Aim of the exercise – Reproduce exactly, with no pictures, each line from the opening of the material down through the line containing "string; desc?: string;".

Collected data –
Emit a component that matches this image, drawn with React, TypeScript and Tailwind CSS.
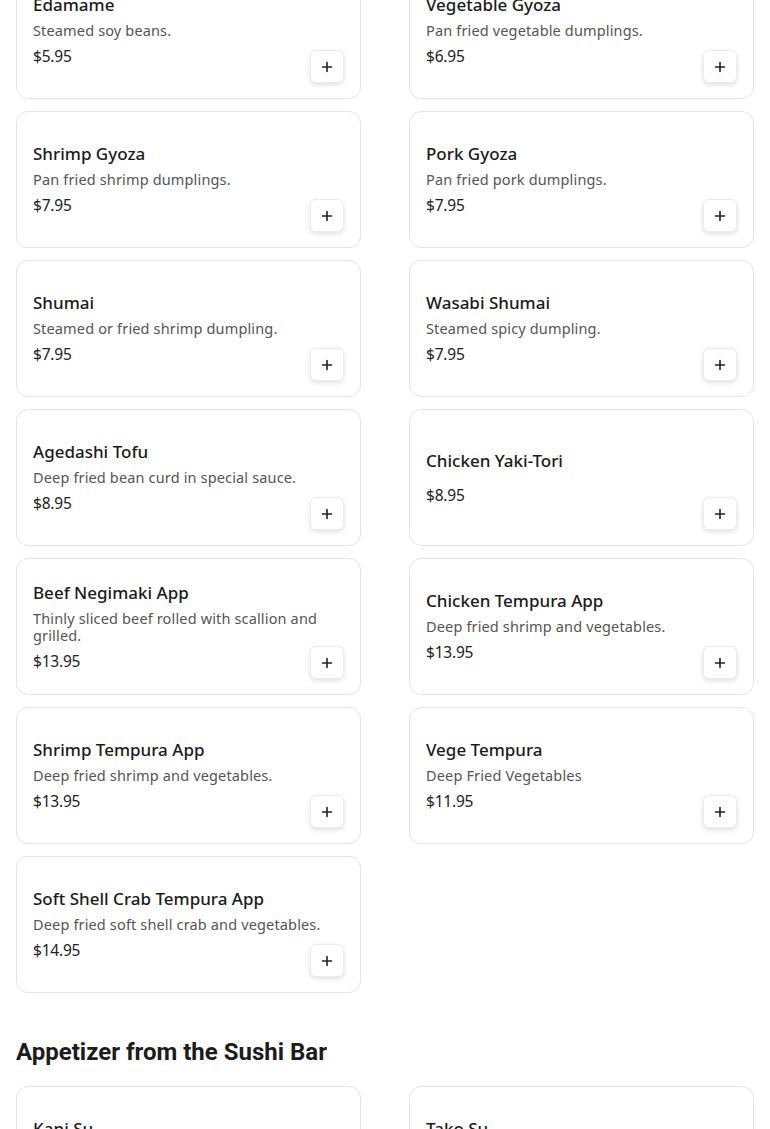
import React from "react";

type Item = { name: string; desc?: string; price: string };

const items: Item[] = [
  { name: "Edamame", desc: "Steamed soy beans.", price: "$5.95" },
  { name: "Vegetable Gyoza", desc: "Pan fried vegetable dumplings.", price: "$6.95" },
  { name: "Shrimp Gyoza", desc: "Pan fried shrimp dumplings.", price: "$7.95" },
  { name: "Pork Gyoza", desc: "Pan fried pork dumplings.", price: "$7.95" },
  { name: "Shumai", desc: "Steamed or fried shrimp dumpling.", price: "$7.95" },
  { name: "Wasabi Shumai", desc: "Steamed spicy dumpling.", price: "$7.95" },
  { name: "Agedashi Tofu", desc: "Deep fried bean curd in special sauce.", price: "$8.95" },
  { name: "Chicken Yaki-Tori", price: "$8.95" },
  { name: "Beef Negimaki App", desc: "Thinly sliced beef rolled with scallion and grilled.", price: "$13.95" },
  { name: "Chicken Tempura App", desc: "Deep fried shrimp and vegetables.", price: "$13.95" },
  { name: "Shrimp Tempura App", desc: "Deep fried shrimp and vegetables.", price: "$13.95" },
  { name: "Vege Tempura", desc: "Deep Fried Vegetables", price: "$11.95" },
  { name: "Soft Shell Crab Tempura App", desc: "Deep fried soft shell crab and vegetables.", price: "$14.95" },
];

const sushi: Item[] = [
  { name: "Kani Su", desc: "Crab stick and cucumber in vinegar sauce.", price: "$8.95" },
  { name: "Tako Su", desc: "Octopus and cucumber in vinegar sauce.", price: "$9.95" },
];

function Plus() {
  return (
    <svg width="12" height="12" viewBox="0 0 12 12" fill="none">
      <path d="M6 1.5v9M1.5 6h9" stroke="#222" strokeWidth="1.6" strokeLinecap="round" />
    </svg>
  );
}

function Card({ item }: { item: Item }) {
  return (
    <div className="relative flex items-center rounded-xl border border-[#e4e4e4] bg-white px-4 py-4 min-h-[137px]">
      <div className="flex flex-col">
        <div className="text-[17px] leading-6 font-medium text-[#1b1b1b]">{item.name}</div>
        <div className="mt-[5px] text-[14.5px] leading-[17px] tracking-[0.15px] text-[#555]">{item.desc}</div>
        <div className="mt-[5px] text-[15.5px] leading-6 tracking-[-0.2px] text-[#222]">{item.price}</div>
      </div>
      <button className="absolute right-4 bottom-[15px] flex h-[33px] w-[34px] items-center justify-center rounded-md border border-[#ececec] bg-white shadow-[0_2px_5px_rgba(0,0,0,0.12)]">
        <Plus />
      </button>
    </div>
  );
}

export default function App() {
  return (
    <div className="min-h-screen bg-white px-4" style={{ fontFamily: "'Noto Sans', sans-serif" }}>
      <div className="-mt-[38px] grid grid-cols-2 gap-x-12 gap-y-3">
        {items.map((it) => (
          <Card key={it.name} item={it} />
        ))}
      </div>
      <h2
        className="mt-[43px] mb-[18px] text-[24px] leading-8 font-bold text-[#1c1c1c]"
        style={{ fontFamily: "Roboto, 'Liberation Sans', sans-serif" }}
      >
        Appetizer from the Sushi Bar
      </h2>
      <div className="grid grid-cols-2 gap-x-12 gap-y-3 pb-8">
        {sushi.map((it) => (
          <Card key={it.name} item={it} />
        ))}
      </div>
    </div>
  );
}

Written answer –
Emit a component that matches this image, drawn with React, TypeScript and Tailwind CSS.
import React from "react";

type Item = { name: string; desc?: string; price: string };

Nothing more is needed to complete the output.